**To do:**
Find the lines containing the word "index" and copy every one of them.

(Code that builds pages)
========
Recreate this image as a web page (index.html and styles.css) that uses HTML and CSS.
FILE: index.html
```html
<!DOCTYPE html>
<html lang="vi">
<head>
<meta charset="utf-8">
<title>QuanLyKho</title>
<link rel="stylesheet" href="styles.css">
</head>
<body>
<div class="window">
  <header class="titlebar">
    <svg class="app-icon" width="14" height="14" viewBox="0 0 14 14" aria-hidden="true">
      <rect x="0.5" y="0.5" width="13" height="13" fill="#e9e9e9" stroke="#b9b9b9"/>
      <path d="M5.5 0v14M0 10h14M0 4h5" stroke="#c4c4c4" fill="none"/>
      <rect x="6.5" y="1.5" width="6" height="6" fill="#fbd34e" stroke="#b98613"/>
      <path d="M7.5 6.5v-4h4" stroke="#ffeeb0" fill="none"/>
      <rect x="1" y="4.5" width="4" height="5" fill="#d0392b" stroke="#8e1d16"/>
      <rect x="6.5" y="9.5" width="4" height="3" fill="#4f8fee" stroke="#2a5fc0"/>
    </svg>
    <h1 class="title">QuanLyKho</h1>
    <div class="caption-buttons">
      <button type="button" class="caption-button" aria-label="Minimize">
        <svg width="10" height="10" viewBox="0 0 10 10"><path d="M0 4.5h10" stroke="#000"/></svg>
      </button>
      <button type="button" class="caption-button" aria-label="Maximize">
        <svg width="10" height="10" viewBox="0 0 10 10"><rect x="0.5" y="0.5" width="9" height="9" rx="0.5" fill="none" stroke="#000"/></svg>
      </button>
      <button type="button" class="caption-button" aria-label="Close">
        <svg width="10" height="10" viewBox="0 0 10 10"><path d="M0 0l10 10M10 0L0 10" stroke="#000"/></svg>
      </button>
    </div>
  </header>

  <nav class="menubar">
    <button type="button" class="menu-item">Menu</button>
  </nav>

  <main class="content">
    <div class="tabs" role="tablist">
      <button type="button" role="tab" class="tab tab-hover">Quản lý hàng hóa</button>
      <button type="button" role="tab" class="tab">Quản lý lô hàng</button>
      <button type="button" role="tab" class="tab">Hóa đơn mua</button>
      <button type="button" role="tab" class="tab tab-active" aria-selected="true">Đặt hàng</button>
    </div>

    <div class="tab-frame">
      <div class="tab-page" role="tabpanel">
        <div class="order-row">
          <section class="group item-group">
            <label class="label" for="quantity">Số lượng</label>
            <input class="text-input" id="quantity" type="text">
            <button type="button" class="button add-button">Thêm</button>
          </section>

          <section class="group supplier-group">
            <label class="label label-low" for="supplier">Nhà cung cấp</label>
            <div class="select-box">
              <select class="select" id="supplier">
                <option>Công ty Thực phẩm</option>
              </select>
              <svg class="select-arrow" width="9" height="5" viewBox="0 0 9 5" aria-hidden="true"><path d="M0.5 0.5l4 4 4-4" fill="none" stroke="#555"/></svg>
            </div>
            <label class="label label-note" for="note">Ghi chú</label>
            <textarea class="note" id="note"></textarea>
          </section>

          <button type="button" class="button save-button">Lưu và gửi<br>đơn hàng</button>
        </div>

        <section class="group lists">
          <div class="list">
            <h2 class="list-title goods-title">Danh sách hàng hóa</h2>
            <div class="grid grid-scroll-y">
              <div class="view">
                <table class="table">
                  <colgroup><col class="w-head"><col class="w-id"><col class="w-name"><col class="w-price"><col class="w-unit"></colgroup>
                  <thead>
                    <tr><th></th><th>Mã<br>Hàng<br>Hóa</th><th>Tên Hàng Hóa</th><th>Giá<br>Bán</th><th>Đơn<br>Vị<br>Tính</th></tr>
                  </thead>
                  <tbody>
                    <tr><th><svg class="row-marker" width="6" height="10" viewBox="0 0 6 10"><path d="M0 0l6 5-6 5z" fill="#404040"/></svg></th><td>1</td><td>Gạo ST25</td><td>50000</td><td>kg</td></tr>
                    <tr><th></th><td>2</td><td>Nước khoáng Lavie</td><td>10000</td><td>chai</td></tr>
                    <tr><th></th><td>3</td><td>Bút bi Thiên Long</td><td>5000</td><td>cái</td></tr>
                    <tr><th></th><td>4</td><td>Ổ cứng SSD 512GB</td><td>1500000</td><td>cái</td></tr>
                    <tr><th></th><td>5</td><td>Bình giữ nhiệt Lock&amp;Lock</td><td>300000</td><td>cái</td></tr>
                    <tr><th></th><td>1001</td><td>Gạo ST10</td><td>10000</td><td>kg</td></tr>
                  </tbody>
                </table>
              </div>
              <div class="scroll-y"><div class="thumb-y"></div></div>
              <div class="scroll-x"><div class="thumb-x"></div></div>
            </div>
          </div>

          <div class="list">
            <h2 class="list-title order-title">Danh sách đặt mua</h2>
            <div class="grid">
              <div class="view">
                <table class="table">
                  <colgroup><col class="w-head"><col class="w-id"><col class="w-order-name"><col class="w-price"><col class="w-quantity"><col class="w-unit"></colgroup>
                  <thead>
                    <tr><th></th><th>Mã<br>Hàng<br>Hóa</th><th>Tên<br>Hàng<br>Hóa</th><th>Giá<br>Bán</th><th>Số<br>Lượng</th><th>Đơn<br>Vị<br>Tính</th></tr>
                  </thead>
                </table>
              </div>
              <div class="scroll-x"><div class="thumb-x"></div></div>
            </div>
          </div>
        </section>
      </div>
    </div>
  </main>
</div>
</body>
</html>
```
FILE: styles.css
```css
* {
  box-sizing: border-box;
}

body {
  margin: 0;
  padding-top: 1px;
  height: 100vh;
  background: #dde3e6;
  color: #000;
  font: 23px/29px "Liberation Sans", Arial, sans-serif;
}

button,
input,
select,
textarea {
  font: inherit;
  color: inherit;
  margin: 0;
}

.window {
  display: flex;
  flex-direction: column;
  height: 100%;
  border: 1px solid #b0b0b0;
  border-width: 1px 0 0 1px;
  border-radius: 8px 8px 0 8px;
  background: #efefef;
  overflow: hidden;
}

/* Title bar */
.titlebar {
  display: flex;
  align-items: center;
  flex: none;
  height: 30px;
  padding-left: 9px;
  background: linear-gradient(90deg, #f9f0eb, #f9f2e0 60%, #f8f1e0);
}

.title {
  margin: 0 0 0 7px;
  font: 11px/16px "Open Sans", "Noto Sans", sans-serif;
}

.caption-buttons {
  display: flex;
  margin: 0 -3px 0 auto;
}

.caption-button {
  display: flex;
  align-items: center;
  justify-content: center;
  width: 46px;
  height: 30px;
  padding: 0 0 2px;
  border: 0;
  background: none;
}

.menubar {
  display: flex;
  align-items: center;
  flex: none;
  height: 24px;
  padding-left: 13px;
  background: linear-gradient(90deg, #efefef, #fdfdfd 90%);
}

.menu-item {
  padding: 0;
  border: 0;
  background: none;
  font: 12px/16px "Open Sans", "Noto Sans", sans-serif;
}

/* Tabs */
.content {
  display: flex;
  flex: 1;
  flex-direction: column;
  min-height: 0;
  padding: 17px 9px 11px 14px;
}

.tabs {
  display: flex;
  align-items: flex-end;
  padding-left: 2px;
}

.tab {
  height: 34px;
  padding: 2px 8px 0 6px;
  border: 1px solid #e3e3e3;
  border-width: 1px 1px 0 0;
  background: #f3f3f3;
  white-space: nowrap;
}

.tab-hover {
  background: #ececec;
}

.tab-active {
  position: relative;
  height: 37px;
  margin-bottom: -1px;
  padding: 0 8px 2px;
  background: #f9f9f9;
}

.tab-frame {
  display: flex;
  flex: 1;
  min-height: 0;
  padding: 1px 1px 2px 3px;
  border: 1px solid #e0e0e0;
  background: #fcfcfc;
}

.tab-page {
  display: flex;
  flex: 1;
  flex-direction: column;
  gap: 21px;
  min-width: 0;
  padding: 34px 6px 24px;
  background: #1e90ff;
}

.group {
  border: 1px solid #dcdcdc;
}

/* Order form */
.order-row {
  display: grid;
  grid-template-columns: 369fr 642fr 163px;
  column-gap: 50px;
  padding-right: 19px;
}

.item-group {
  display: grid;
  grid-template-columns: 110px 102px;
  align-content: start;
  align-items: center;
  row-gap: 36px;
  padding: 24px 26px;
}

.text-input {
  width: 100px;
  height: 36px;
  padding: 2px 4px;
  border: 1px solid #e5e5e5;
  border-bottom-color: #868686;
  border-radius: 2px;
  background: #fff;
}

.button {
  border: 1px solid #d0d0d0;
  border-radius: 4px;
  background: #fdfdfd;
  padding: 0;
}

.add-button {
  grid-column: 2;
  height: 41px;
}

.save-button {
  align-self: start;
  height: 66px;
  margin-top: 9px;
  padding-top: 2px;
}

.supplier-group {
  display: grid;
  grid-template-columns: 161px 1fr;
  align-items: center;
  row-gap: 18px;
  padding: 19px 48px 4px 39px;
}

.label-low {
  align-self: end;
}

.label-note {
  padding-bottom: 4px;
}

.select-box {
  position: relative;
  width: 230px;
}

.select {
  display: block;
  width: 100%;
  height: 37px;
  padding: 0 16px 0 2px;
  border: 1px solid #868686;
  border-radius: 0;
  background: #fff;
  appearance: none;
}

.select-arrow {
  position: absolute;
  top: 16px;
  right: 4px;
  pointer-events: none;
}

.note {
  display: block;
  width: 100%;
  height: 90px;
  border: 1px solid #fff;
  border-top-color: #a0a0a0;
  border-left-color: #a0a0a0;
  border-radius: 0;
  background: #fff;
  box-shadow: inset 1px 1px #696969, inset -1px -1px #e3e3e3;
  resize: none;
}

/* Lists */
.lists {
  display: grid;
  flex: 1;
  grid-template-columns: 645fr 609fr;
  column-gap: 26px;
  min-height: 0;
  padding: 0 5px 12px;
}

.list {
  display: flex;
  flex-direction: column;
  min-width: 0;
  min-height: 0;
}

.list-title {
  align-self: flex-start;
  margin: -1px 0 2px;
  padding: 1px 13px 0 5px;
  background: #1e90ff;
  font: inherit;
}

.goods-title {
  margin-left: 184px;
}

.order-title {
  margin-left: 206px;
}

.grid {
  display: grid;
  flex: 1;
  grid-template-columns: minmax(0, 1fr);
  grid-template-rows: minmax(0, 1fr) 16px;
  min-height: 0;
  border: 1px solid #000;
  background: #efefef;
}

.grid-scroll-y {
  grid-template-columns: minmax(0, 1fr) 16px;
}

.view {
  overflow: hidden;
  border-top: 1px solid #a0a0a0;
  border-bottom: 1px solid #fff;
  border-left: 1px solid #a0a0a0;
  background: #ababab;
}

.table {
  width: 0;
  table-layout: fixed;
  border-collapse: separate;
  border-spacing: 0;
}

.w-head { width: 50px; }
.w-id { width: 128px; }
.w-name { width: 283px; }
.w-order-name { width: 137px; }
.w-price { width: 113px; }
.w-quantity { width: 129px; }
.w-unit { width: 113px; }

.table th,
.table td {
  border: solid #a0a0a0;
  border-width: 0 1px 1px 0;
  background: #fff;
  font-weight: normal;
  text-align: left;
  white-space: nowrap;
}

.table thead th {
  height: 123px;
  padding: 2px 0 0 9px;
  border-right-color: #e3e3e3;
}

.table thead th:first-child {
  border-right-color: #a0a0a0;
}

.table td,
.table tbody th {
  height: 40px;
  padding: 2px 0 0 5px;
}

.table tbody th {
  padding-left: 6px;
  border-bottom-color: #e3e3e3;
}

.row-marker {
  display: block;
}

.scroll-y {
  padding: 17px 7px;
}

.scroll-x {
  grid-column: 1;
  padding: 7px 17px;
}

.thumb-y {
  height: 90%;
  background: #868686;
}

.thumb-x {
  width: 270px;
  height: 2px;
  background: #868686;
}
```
========
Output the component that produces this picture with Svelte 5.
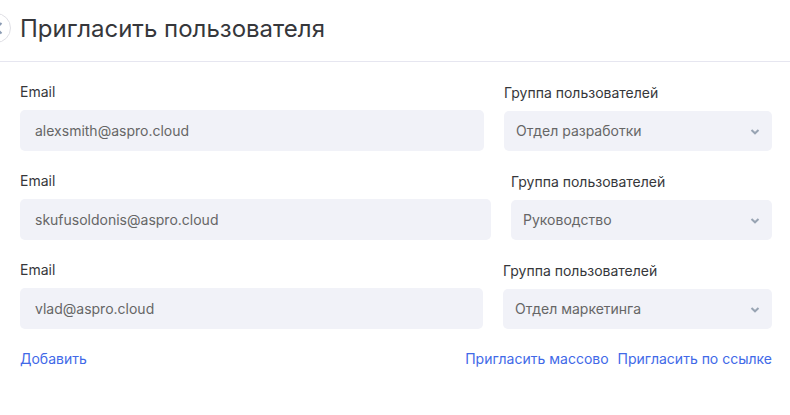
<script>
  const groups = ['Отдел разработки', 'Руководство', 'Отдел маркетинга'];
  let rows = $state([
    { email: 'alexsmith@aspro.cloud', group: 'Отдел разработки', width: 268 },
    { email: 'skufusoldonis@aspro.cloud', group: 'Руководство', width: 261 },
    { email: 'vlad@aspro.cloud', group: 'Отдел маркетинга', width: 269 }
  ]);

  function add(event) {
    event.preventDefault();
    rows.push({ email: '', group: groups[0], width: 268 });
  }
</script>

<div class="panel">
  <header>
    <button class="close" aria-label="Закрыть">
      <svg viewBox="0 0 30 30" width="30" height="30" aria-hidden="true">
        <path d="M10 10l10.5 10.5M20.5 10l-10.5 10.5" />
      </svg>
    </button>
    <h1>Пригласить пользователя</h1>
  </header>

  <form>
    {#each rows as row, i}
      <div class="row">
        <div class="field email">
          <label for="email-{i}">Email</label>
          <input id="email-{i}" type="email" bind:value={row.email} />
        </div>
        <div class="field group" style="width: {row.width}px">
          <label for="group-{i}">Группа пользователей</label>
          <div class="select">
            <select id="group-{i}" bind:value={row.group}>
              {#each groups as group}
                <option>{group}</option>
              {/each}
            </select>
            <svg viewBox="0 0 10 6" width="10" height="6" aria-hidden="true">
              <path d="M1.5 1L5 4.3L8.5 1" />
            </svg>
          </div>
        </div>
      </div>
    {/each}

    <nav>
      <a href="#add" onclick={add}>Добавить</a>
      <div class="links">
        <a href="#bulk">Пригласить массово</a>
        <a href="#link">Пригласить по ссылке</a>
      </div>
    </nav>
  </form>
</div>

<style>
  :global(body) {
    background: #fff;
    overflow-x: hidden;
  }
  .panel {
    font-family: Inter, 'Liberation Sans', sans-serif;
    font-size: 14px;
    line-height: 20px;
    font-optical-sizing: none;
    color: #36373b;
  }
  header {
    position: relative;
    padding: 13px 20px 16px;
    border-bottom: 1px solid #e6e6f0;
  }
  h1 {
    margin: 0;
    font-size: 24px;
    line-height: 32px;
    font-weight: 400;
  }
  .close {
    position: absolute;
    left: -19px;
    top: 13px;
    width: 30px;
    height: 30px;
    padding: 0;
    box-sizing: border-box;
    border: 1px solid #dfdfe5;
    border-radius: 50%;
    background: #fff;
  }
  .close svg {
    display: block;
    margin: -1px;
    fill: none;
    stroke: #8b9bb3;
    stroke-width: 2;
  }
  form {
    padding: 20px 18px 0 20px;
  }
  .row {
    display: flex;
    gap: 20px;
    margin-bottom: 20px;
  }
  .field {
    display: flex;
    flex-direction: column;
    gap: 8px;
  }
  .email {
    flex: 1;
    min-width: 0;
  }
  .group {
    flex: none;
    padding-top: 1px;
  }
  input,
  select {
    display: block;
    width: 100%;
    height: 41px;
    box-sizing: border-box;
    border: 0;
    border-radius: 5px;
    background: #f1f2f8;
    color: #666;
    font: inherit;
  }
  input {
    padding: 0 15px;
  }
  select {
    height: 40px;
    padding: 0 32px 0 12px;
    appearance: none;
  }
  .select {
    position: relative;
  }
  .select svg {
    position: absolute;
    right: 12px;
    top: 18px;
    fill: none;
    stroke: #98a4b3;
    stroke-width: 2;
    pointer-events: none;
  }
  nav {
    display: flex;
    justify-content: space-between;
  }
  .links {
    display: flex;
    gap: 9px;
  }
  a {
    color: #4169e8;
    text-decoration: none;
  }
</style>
========
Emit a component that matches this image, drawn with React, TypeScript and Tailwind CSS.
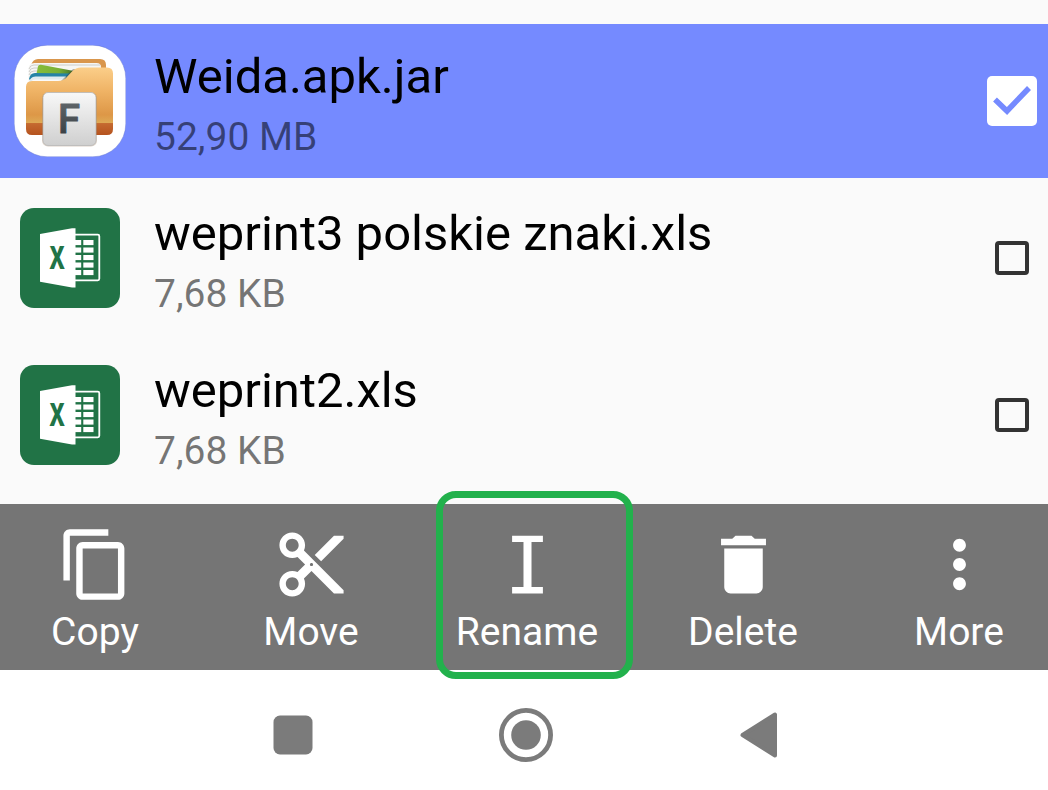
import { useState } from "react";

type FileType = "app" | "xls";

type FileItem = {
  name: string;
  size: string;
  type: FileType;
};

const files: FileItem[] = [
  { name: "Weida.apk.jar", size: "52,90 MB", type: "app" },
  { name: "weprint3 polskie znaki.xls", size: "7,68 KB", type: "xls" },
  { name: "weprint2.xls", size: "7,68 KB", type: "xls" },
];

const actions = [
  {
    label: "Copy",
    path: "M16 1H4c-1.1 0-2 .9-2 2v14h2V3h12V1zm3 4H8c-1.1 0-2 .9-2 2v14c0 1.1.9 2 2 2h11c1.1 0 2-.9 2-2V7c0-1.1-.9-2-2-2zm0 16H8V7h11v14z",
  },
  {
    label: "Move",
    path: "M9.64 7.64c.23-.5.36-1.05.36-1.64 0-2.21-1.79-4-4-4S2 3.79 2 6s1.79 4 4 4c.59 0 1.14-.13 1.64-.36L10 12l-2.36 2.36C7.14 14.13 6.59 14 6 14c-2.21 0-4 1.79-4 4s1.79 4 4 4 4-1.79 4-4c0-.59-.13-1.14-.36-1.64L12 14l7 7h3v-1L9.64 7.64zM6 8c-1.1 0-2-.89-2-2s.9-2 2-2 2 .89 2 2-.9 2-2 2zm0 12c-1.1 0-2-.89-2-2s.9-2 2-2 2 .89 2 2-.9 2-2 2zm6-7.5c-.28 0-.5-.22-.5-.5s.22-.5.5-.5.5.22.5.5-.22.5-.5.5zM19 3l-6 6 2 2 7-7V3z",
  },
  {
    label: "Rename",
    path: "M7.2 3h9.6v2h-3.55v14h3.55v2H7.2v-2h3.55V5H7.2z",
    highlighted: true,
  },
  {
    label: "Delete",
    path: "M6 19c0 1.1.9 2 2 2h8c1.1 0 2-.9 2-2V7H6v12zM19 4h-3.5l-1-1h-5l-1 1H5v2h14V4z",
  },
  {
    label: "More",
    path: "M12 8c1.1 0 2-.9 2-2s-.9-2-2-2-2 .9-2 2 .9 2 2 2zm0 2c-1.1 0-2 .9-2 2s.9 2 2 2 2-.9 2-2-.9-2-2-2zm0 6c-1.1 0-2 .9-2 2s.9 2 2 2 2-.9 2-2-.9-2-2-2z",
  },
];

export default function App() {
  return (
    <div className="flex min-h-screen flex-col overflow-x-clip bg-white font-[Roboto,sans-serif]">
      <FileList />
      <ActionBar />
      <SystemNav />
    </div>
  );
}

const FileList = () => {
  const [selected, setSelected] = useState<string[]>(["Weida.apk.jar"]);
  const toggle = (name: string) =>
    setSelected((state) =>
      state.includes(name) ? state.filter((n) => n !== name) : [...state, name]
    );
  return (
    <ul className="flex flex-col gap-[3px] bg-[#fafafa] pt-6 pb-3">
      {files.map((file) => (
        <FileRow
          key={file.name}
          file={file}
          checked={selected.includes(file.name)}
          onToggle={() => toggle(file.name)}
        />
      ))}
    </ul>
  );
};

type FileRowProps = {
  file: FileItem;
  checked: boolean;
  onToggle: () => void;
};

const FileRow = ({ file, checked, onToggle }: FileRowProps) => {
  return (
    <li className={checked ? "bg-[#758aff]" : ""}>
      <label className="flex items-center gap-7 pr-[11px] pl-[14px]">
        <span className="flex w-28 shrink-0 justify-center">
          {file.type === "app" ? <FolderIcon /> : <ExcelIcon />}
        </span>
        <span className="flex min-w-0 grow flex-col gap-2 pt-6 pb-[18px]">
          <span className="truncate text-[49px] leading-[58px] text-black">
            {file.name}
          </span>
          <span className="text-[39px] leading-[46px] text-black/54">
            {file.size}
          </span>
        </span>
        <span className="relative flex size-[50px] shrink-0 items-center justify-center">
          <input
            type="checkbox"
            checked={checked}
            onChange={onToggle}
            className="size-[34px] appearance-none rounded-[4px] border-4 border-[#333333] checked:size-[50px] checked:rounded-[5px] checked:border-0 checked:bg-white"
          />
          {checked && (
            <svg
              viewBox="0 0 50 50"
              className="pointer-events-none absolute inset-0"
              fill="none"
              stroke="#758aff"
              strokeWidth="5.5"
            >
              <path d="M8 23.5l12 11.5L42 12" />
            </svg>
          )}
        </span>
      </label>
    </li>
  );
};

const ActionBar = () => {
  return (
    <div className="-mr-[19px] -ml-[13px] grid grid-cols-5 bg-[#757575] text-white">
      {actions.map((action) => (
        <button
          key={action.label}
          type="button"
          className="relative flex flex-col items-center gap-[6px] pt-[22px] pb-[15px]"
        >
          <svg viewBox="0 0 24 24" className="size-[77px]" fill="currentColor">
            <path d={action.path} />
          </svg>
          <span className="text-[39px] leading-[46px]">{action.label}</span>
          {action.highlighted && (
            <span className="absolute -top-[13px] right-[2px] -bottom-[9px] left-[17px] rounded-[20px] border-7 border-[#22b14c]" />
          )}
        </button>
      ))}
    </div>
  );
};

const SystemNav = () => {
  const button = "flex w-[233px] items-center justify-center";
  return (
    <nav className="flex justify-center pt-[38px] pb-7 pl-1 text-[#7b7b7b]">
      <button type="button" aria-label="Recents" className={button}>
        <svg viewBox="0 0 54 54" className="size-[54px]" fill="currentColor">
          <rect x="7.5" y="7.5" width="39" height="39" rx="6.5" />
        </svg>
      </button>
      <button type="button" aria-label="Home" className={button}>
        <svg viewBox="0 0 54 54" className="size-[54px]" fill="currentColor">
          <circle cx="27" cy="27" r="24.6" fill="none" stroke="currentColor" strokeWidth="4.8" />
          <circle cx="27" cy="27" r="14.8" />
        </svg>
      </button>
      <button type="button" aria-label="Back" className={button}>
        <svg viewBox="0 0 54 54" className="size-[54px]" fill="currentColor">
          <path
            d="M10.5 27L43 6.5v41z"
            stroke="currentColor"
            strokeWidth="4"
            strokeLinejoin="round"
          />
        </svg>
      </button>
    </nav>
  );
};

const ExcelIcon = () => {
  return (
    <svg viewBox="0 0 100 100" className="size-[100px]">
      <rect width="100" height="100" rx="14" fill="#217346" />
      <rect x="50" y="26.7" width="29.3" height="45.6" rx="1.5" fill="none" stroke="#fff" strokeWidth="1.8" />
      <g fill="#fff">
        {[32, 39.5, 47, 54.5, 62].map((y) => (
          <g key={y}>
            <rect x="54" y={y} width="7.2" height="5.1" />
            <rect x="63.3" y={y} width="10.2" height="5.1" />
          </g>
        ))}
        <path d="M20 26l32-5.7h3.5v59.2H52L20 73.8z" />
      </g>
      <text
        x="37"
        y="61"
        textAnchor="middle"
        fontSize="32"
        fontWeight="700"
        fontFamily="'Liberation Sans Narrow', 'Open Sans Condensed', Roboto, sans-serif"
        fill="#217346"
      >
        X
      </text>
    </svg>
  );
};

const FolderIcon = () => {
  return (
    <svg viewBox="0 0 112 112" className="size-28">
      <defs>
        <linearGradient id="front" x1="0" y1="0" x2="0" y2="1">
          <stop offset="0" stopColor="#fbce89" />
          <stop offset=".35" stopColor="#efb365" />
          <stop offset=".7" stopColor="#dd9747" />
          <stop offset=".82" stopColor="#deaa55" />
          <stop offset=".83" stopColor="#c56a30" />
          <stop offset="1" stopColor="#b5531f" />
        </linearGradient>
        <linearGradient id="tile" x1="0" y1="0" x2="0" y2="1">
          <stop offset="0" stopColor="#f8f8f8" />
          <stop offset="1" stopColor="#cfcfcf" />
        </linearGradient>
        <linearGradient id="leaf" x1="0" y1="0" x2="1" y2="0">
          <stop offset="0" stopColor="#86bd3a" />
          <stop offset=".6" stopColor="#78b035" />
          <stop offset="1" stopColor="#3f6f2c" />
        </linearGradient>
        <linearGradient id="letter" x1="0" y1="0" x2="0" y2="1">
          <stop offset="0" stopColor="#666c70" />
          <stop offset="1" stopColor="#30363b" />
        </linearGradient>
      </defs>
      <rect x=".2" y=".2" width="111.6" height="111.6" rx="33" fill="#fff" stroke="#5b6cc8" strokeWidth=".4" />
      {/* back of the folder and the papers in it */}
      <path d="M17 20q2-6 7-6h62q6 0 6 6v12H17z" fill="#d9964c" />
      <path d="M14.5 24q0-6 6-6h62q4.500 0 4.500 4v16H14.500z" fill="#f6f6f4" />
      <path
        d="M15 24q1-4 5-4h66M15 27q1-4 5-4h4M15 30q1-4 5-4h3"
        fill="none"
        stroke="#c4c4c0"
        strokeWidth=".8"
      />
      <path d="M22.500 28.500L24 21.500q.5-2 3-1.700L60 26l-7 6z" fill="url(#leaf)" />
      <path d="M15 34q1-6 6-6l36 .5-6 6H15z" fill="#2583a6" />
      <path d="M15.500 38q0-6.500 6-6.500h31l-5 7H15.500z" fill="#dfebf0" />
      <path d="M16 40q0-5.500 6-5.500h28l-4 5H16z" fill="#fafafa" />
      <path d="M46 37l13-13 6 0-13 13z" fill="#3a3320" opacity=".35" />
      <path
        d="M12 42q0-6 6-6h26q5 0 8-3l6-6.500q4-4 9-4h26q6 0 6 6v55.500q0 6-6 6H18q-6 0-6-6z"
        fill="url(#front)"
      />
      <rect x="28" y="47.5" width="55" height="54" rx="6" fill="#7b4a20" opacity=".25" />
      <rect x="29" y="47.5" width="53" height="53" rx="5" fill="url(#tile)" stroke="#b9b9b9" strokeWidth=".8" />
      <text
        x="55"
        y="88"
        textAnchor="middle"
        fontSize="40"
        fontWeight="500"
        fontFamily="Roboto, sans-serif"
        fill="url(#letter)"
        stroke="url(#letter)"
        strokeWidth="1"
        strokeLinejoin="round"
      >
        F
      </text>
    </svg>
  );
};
========
**Output for this exercise:**
Recreate this image as a web page (index.html and styles.css) that uses HTML and CSS.
FILE: index.html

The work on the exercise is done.